Next spring, a new, immersive commission by the artist and filmmaker Steve McQueen will take over the cavernous lower level of Dia Beacon in New York. The upstate art space announced today that it will debut the work, which is yet to be titled, in May 2024, after which it will travel to the Schaulager in Münchenstein, on the outskirts of Basel, Switzerland, in 2025.
McQueen, who has been making moving-image works and installations for more than three decades, is known for combining light and sound to visceral effect, and an exacting approach to his means of display. Over the past decade, he has also branched out from galleries and museums, directing the Oscar-winning 12 Years a Slave (2013) as well as the TV series Small Axe (2020) and Uprising (2021). The Dia presentation, which will be his first with the art institution, brings him back to his video-art roots, representing what senior adjunct curator Donna De Salvo calls “his most abstract work to date”.
Conceived in response to Dia’s 30,000 sq. ft gallery space, the joint commission by the Dia Art Foundation and the Schaulager will feature projected light and “a sonic component which will be experienced on an incredibly bodily level”, De Salvo says. “It’s an immersive experience that will very much bring people back to themselves.” The museum is currently keeping other details of the work under wraps, but De Salvo says that it engages with “this notion of, how do you go on doing what you’re doing, when there are certain elements that are deeply oppressive in the culture?”
The work will hearken back to McQueen’s earlier explorations into spatial perception and self-awareness. The artist’s public installation Blues Before Sunrise (2012) was a cinematic transformation of Vondelpark in Amsterdam, involving the replacement of 275 bulbs in streetlamps with blue ones that cast a strange, unfamiliar glow over two weeks.

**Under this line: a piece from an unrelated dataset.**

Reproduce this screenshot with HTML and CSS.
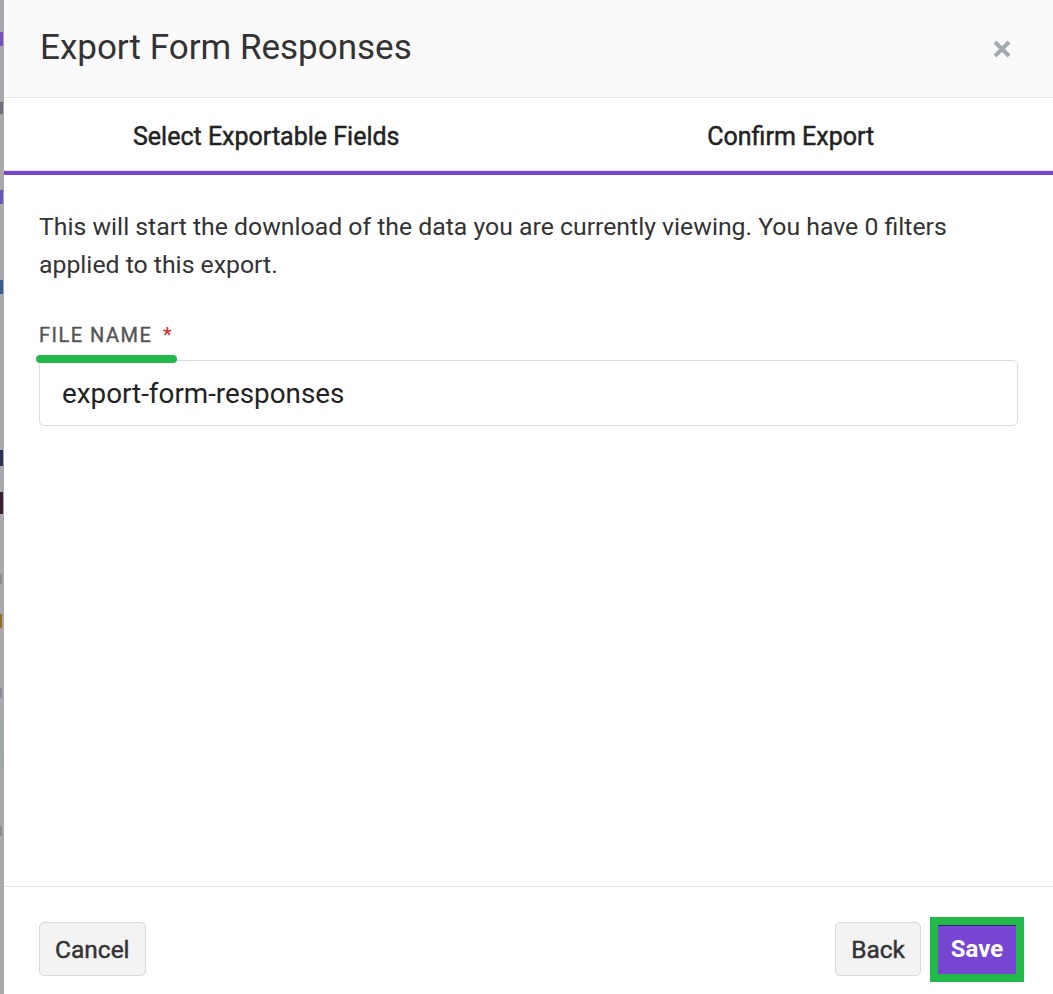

Static (2009) is a video work that shows aerial views of the Statue of Liberty, looping viewers around the famed monument, both close-up and far away, as the disarming whirr of helicopter blades fades in and out. The footage is presented on a two-sided screen that is suspended, generating multiple viewpoints into this familiar historical symbol.
De Salvo, who previously worked with McQueen while she was deputy director at the Whitney Museum of American Art, had proposed that Dia collaborate with him when she joined the museum in 2020. “He’s certainly an artist who works in a sculptural way,” she says. “He works with light, sound and image and is looking at the materiality of each of those, and a space like Dia really allows for this kind of expansion.”
A separate exhibition will also open in September 2024, at the institution’s space in Chelsea, showcasing McQueen’s video work Sunshine State (2022). Commissioned by the International Film Festival Rotterdam, the two-channel video references the film The Jazz Singer (1927), regarded as the first “talkie”, as well as a personal story about the artist’s father in the Jim Crow South.
“Since the 1990s, McQueen’s work has witnessed and marked our time, bringing lasting insight into our condition,” Jessica Morgan, Dia’s director, said in a statement. “This expansive presentation is a powerful example of our programming across locations and of how these long-term encounters with artists foster a unique engagement with audiences.”